India bears the brunt: Nifty crashes 1,100, Sensex nosedives 3,900 points after US trade shock



India woke up to a financial jolt this morning as its equity markets suffered their steepest fall in nearly a year, shaken by the ripple effects of US President Donald Trump’s aggressive new tariff regime. The Sensex plunged over 3,900 points at opening bell, while the Nifty tumbled more than 1,100 points, dragging Indian stocks to a 10-month low.


This sharp decline follows a global equity rout triggered by Trump's protectionist measures, which have sent panic waves across Asia and raised the spectre of a global recession. Investors dumped shares in a massive sell-off, with Indian benchmarks reacting sharply in early trade. The Sensex dropped to 71,425.01 — down 3,939.68 points — while Nifty slipped to 21,743.65, marking a 3.5% slide from the last session.


Adding to the pressure, the Indian rupee depreciated 30 paise to open at 85.74 against the US dollar.


India Among the Hardest Hit

Trump’s latest tariff hike — framed as a push to restore fairness to global trade — has imposed country-specific duties that go as high as 50%. India has been slapped with a 26% tariff, while a 10% baseline duty applies to all nations. This has set alarm bells ringing among Indian exporters and traders already struggling with global demand volatility.


President Trump, unfazed by the financial carnage, likened the move to a bitter but necessary cure. “Sometimes you need the medicine to fix something,” he told reporters earlier today.


Analysts Urge Economic Safeguards

Market experts believe that India's current market turmoil isn't rooted in domestic issues but is rather a consequence of being tightly woven into global investment flows.

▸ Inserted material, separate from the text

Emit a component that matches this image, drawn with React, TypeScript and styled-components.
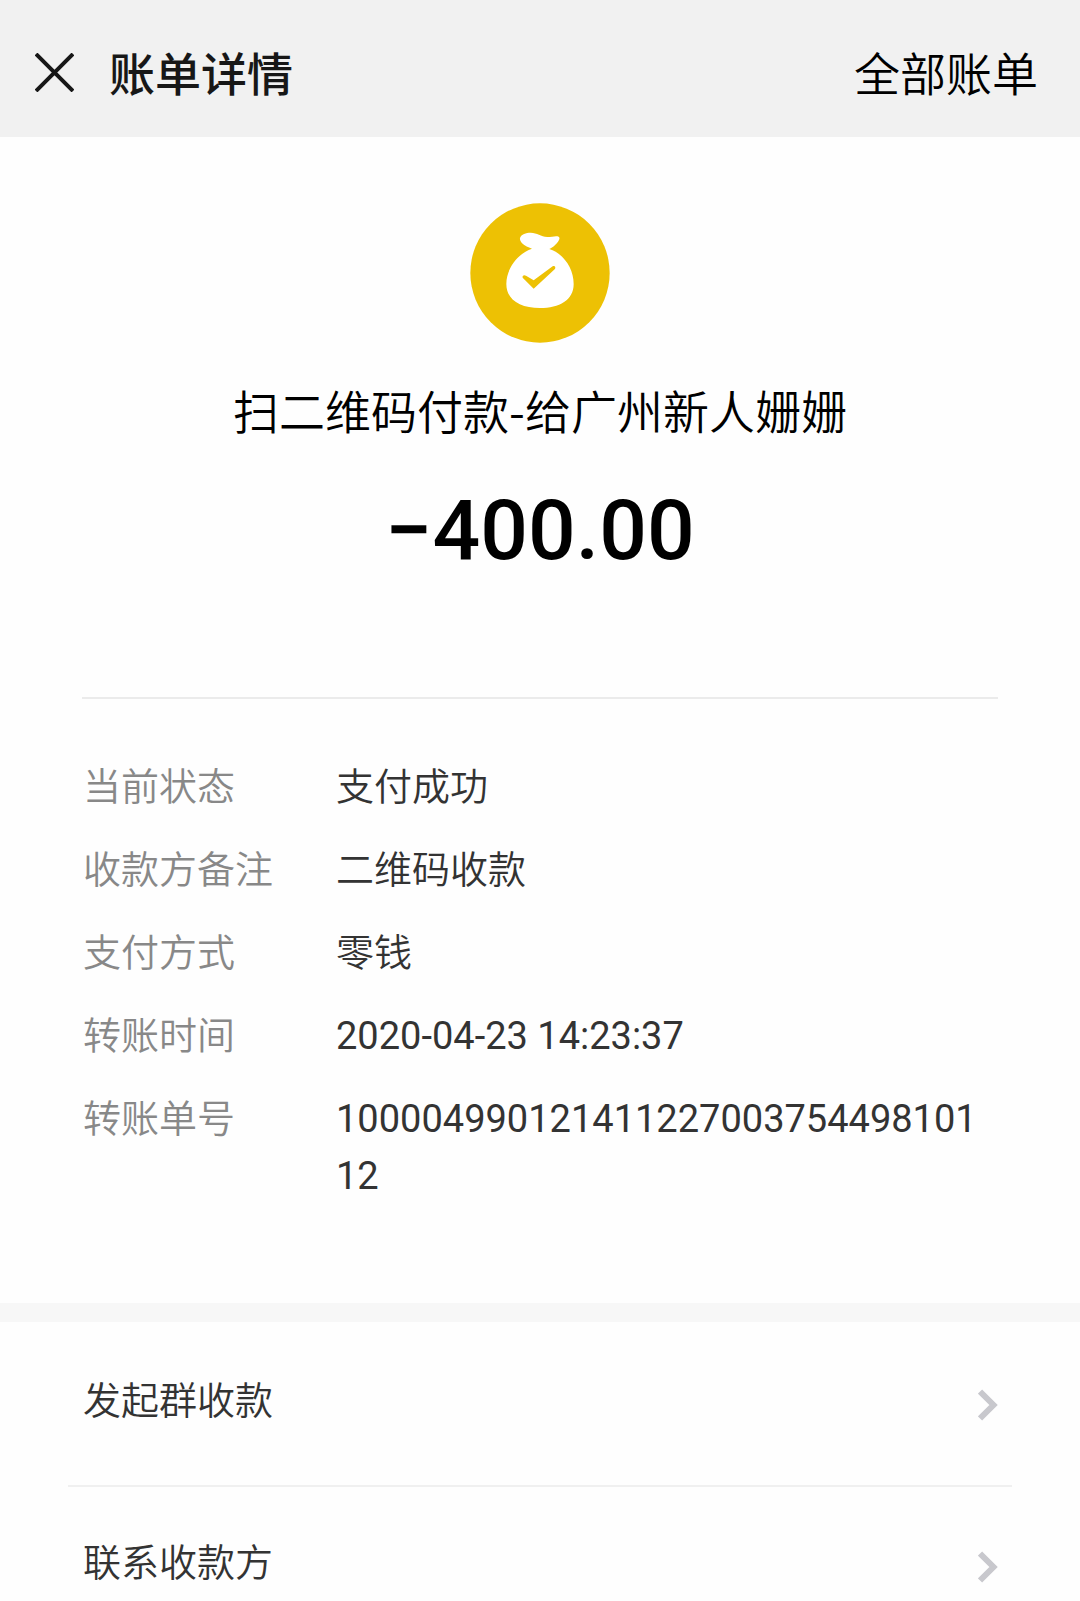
import React from "react";
import styled, { createGlobalStyle } from "styled-components";

const GlobalStyle = createGlobalStyle`
  *, *::before, *::after { box-sizing: border-box; }
  body {
    margin: 0;
    background: #fefefe;
    color: #333;
    font-family: Roboto, "Noto Sans CJK SC", sans-serif;
  }
`;

const Header = styled.header`
  display: flex;
  align-items: center;
  height: 137px;
  padding: 8px 42px 0 35px;
  background: #f1f1f1;
`;

const CloseButton = styled.button`
  display: flex;
  margin: 0 35px 0 0;
  padding: 0;
  border: 0;
  background: none;
  cursor: pointer;
`;

const Title = styled.h1`
  flex: 1;
  margin: 0;
  padding-top: 4px;
  color: #171717;
  font-size: 46px;
  font-weight: 500;
  line-height: 64px;
`;

const AllBillsLink = styled.a`
  padding-top: 4px;
  color: #000;
  font-size: 46px;
  font-weight: 350;
  line-height: 64px;
  text-decoration: none;
`;

const Summary = styled.section`
  display: flex;
  flex-direction: column;
  align-items: center;
  margin: 0 82px;
  padding: 66px 0 116px;
  border-bottom: 2px solid #ebebeb;
`;

const Payee = styled.h2`
  margin: 34px 0 40px;
  color: #000;
  font-family: "Noto Sans CJK SC", sans-serif;
  font-size: 46px;
  font-weight: 350;
  line-height: 64px;
`;

const Amount = styled.p`
  margin: 0;
  color: #000;
  font-size: 84px;
  font-weight: 500;
  line-height: 100px;
`;

const Details = styled.dl`
  display: grid;
  grid-template-columns: 253px 1fr;
  row-gap: 26px;
  margin: 0;
  padding: 60px 96px 98px 83px;
  font-size: 38px;
  font-weight: 350;
  line-height: 57px;
`;

const Term = styled.dt`
  color: #888;
`;

const Value = styled.dd<{ $numeric?: boolean }>`
  margin: 0;
  min-width: 0;
  font-weight: ${(p) => (p.$numeric ? 400 : 350)};
  word-break: break-all;
`;

const Actions = styled.nav`
  padding: 3px 68px 0;
  border-top: 19px solid #f7f7f7;
`;

const ActionLink = styled.a`
  display: flex;
  align-items: center;
  justify-content: space-between;
  padding: 48px 14px 55px 15px;
  border-bottom: 2px solid #f0f0f0;
  color: #333;
  font-size: 38px;
  font-weight: 350;
  line-height: 57px;
  text-decoration: none;

  &:last-child {
    padding-bottom: 9px;
    border-bottom: 0;
  }
`;

const ChevronIcon = styled.svg`
  margin-top: 6px;
`;

const MoneyBag = () => (
  <svg width="140" height="140" viewBox="0 0 420 420" aria-hidden="true">
    <circle cx="210" cy="210" r="209" fill="#edc104" />
    <path
      fill="#fff"
      d="M186 137C160 128 148 116 150 105C154 93 168 89 182 89C202 89 212 101 232 102C246 102 258 97 266 101C273 106 264 118 256 125C250 131 244 135 238 138C280 151 311 196 311 243C311 291 268 315 210 315C152 315 109 291 109 243C109 196 144 151 186 137Z"
    />
    <path
      fill="#edc104"
      d="M158 224C156 218 162 214 168 218L191 232L248 190C254 186 259 193 254 199L191 257Z"
    />
  </svg>
);

const Chevron = () => (
  <ChevronIcon width="20" height="32" viewBox="0 0 20 32" aria-hidden="true">
    <path d="M2 2.5L15.5 16L2 29.5" fill="none" stroke="#c8c8cd" strokeWidth="6" />
  </ChevronIcon>
);

const details = [
  { label: "当前状态", value: "支付成功" },
  { label: "收款方备注", value: "二维码收款" },
  { label: "支付方式", value: "零钱" },
  { label: "转账时间", value: "2020-04-23 14:23:37", numeric: true },
  { label: "转账单号", value: "10000499012141122700375449810112", numeric: true },
];

const actions = ["发起群收款", "联系收款方"];

export default function App() {
  return (
    <>
      <GlobalStyle />
      <Header>
        <CloseButton type="button" aria-label="关闭">
          <svg width="39" height="39" viewBox="0 0 39 39" aria-hidden="true">
            <path d="M1 1L38 38M38 1L1 38" stroke="#171717" strokeWidth="4" />
          </svg>
        </CloseButton>
        <Title>账单详情</Title>
        <AllBillsLink href="#bills">全部账单</AllBillsLink>
      </Header>
      <main>
        <Summary>
          <MoneyBag />
          <Payee>扫二维码付款-给广州新人姗姗</Payee>
          <Amount>−400.00</Amount>
        </Summary>
        <Details>
          {details.map((d) => (
            <React.Fragment key={d.label}>
              <Term>{d.label}</Term>
              <Value $numeric={d.numeric}>{d.value}</Value>
            </React.Fragment>
          ))}
        </Details>
        <Actions>
          {actions.map((label) => (
            <ActionLink key={label} href="#action">
              {label}
              <Chevron />
            </ActionLink>
          ))}
        </Actions>
      </main>
    </>
  );
}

“India will face the heat, not due to domestic reasons, but as an interlinked chain in the global portfolio flows,” said Ajay Bagga, a noted market expert. “India will need a fiscal, monetary, and reform package to protect the domestic economy from this global economic winter that is threatening to settle in.”


Sunil Gurjar, SEBI-registered research analyst, warned that the Nifty50 index has breached its first support level and is approaching the next. "A further breakdown could worsen the trend and accelerate the fall," he cautioned.


Asian Markets Bleed

The tremors from Trump's announcement were first felt in Asia, with key markets suffering steep losses. China's stock markets fell over 4% amid retaliatory tariffs of 34% against the US. Hong Kong's Hang Seng nosedived more than 10%, while Japan’s Nikkei index fell 6.5% after plunging 8% earlier in the day. Taiwan saw a near-10% collapse, and Singapore dropped over 8%.


Wall Street Braces for Impact

US markets, though yet to open, appear set for a rough start. Futures contracts on the New York Stock Exchange are sharply down, suggesting heavy losses once trading resumes.


Market sentiment globally has turned bearish, with fears of a looming recession taking hold. Stephen Innes of SPI Asset Management described the scene as “free-fall mode,” noting, “Trump’s team isn’t blinking. The tariffs are being treated as a victory lap, not a bargaining chip.”